[start]

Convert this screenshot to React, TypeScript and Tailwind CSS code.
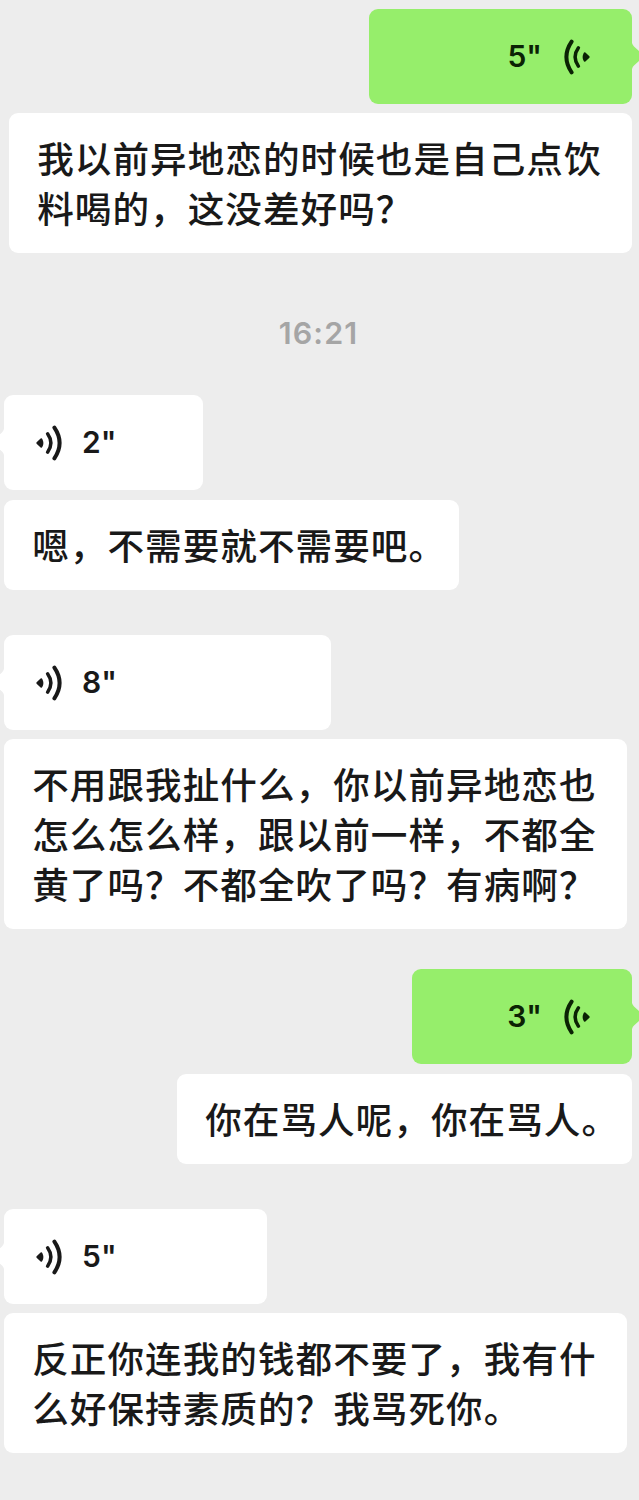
import { clsx } from "clsx";

type Side = "left" | "right";

function SoundIcon({ side }: { side: Side }) {
  return (
    <svg
      viewBox="0 0 26 36"
      className={clsx("h-9 w-[26px] shrink-0", side === "right" && "-scale-x-100")}
      fill="none"
      stroke="currentColor"
      strokeLinecap="round"
    >
      <path
        d="M0.6 17.2 L4.6 13.6 Q5.8 12.9 6.4 14.2 Q8.4 18 6.4 21.8 Q5.8 23.1 4.6 22.4 L0.6 18.8 Q0 18 0.6 17.2 Z"
        fill="currentColor"
        stroke="none"
      />
      <path d="M11.6 8.8 Q18.2 18 11.6 27.2" strokeWidth="3.5" />
      <path d="M18.4 2.7 Q28.8 18 18.4 33.3" strokeWidth="4" />
    </svg>
  );
}

function Voice({ side, seconds, className }: { side: Side; seconds: number; className: string }) {
  const right = side === "right";
  return (
    <div
      className={clsx(
        "relative flex h-[95px] items-center rounded-[9px]",
        right
          ? "mr-[7px] flex-row-reverse self-end bg-[#96ee6b] pr-[42px] text-[#0b2204]"
          : "ml-1 self-start bg-white pl-8 text-[#191919]",
        className,
      )}
    >
      <SoundIcon side={side} />
      <span
        className={clsx(
          "pb-px font-['Inter',sans-serif] text-[30px] leading-none font-semibold",
          right ? "mr-[22px]" : "ml-5",
        )}
      >
        {seconds}&quot;
      </span>
      <svg
        viewBox="0 0 12 30"
        className={clsx("absolute top-8 h-[30px] w-3", right ? "left-full" : "right-full -scale-x-100")}
        fill={right ? "#96ee6b" : "#ffffff"}
      >
        <path d="M0 2 Q0.5 4 2 5.4 L9.5 12.2 Q11.8 15 9.5 17.8 L2 24.6 Q0.5 26 0 28 Z" />
      </svg>
    </div>
  );
}

function Transcript({ side, lines, className }: { side: Side; lines: string[]; className: string }) {
  return (
    <div
      className={clsx(
        "rounded-[9px] bg-white py-5 pl-[28.2px] font-['Noto_Sans_CJK_SC',sans-serif] text-[36.6px] leading-[50px] font-medium tracking-[1.05px] whitespace-nowrap text-[#191919]",
        side === "right" ? "mr-[7px] self-end" : "ml-1 self-start",
        className,
      )}
    >
      {lines.map((line) => (
        <p key={line}>{line}</p>
      ))}
    </div>
  );
}

export default function App() {
  return (
    <main className="flex h-[1500px] w-[639px] flex-col overflow-hidden bg-[#ededed] pt-[9px]">
      <Voice side="right" seconds={5} className="w-[263px]" />
      <Transcript
        side="right"
        className="mt-[9px] w-[623px]"
        lines={["我以前异地恋的时候也是自己点饮", "料喝的，这没差好吗？"]}
      />
      <time className="mt-[62px] h-9 self-center pr-0.5 font-['Inter',sans-serif] text-[30.5px] leading-9 font-semibold tracking-[1.1px] text-[#a5a5a5]">
        16:21
      </time>
      <Voice side="left" seconds={2} className="mt-[44px] w-[199px]" />
      <Transcript side="left" className="mt-[10px] w-[455px]" lines={["嗯，不需要就不需要吧。"]} />
      <Voice side="left" seconds={8} className="mt-[45px] w-[327px]" />
      <Transcript
        side="left"
        className="mt-[9px] w-[623px]"
        lines={[
          "不用跟我扯什么，你以前异地恋也",
          "怎么怎么样，跟以前一样，不都全",
          "黄了吗？不都全吹了吗？有病啊？",
        ]}
      />
      <Voice side="right" seconds={3} className="mt-[40px] w-[220px]" />
      <Transcript side="right" className="mt-[10px] w-[455px]" lines={["你在骂人呢，你在骂人。"]} />
      <Voice side="left" seconds={5} className="mt-[45px] w-[263px]" />
      <Transcript
        side="left"
        className="mt-[9px] w-[623px]"
        lines={["反正你连我的钱都不要了，我有什", "么好保持素质的？我骂死你。"]}
      />
    </main>
  );
}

[end]

JOB: Each line of the data is to be duplicated exactly; pictures stay out of the copy.

EXERCISE RESULT:
Convert this screenshot to React, TypeScript and Tailwind CSS code.
import { clsx } from "clsx";

type Side = "left" | "right";

function SoundIcon({ side }: { side: Side }) {
  return (
    <svg
      viewBox="0 0 26 36"
      className={clsx("h-9 w-[26px] shrink-0", side === "right" && "-scale-x-100")}
      fill="none"
      stroke="currentColor"
      strokeLinecap="round"
    >
      <path
        d="M0.6 17.2 L4.6 13.6 Q5.8 12.9 6.4 14.2 Q8.4 18 6.4 21.8 Q5.8 23.1 4.6 22.4 L0.6 18.8 Q0 18 0.6 17.2 Z"
        fill="currentColor"
        stroke="none"
      />
      <path d="M11.6 8.8 Q18.2 18 11.6 27.2" strokeWidth="3.5" />
      <path d="M18.4 2.7 Q28.8 18 18.4 33.3" strokeWidth="4" />
    </svg>
  );
}

function Voice({ side, seconds, className }: { side: Side; seconds: number; className: string }) {
  const right = side === "right";
  return (
    <div
      className={clsx(
        "relative flex h-[95px] items-center rounded-[9px]",
        right
          ? "mr-[7px] flex-row-reverse self-end bg-[#96ee6b] pr-[42px] text-[#0b2204]"
          : "ml-1 self-start bg-white pl-8 text-[#191919]",
        className,
      )}
    >
      <SoundIcon side={side} />
      <span
        className={clsx(
          "pb-px font-['Inter',sans-serif] text-[30px] leading-none font-semibold",
          right ? "mr-[22px]" : "ml-5",
        )}
      >
        {seconds}&quot;
      </span>
      <svg
        viewBox="0 0 12 30"
        className={clsx("absolute top-8 h-[30px] w-3", right ? "left-full" : "right-full -scale-x-100")}
        fill={right ? "#96ee6b" : "#ffffff"}
      >
        <path d="M0 2 Q0.5 4 2 5.4 L9.5 12.2 Q11.8 15 9.5 17.8 L2 24.6 Q0.5 26 0 28 Z" />
      </svg>
    </div>
  );
}

function Transcript({ side, lines, className }: { side: Side; lines: string[]; className: string }) {
  return (
    <div
      className={clsx(
        "rounded-[9px] bg-white py-5 pl-[28.2px] font-['Noto_Sans_CJK_SC',sans-serif] text-[36.6px] leading-[50px] font-medium tracking-[1.05px] whitespace-nowrap text-[#191919]",
        side === "right" ? "mr-[7px] self-end" : "ml-1 self-start",
        className,
      )}
    >
      {lines.map((line) => (
        <p key={line}>{line}</p>
      ))}
    </div>
  );
}

export default function App() {
  return (
    <main className="flex h-[1500px] w-[639px] flex-col overflow-hidden bg-[#ededed] pt-[9px]">
      <Voice side="right" seconds={5} className="w-[263px]" />
      <Transcript
        side="right"
        className="mt-[9px] w-[623px]"
        lines={["我以前异地恋的时候也是自己点饮", "料喝的，这没差好吗？"]}
      />
      <time className="mt-[62px] h-9 self-center pr-0.5 font-['Inter',sans-serif] text-[30.5px] leading-9 font-semibold tracking-[1.1px] text-[#a5a5a5]">
        16:21
      </time>
      <Voice side="left" seconds={2} className="mt-[44px] w-[199px]" />
      <Transcript side="left" className="mt-[10px] w-[455px]" lines={["嗯，不需要就不需要吧。"]} />
      <Voice side="left" seconds={8} className="mt-[45px] w-[327px]" />
      <Transcript
        side="left"
        className="mt-[9px] w-[623px]"
        lines={[
          "不用跟我扯什么，你以前异地恋也",
          "怎么怎么样，跟以前一样，不都全",
          "黄了吗？不都全吹了吗？有病啊？",
        ]}
      />
      <Voice side="right" seconds={3} className="mt-[40px] w-[220px]" />
      <Transcript side="right" className="mt-[10px] w-[455px]" lines={["你在骂人呢，你在骂人。"]} />
      <Voice side="left" seconds={5} className="mt-[45px] w-[263px]" />
      <Transcript
        side="left"
        className="mt-[9px] w-[623px]"
        lines={["反正你连我的钱都不要了，我有什", "么好保持素质的？我骂死你。"]}
      />
    </main>
  );
}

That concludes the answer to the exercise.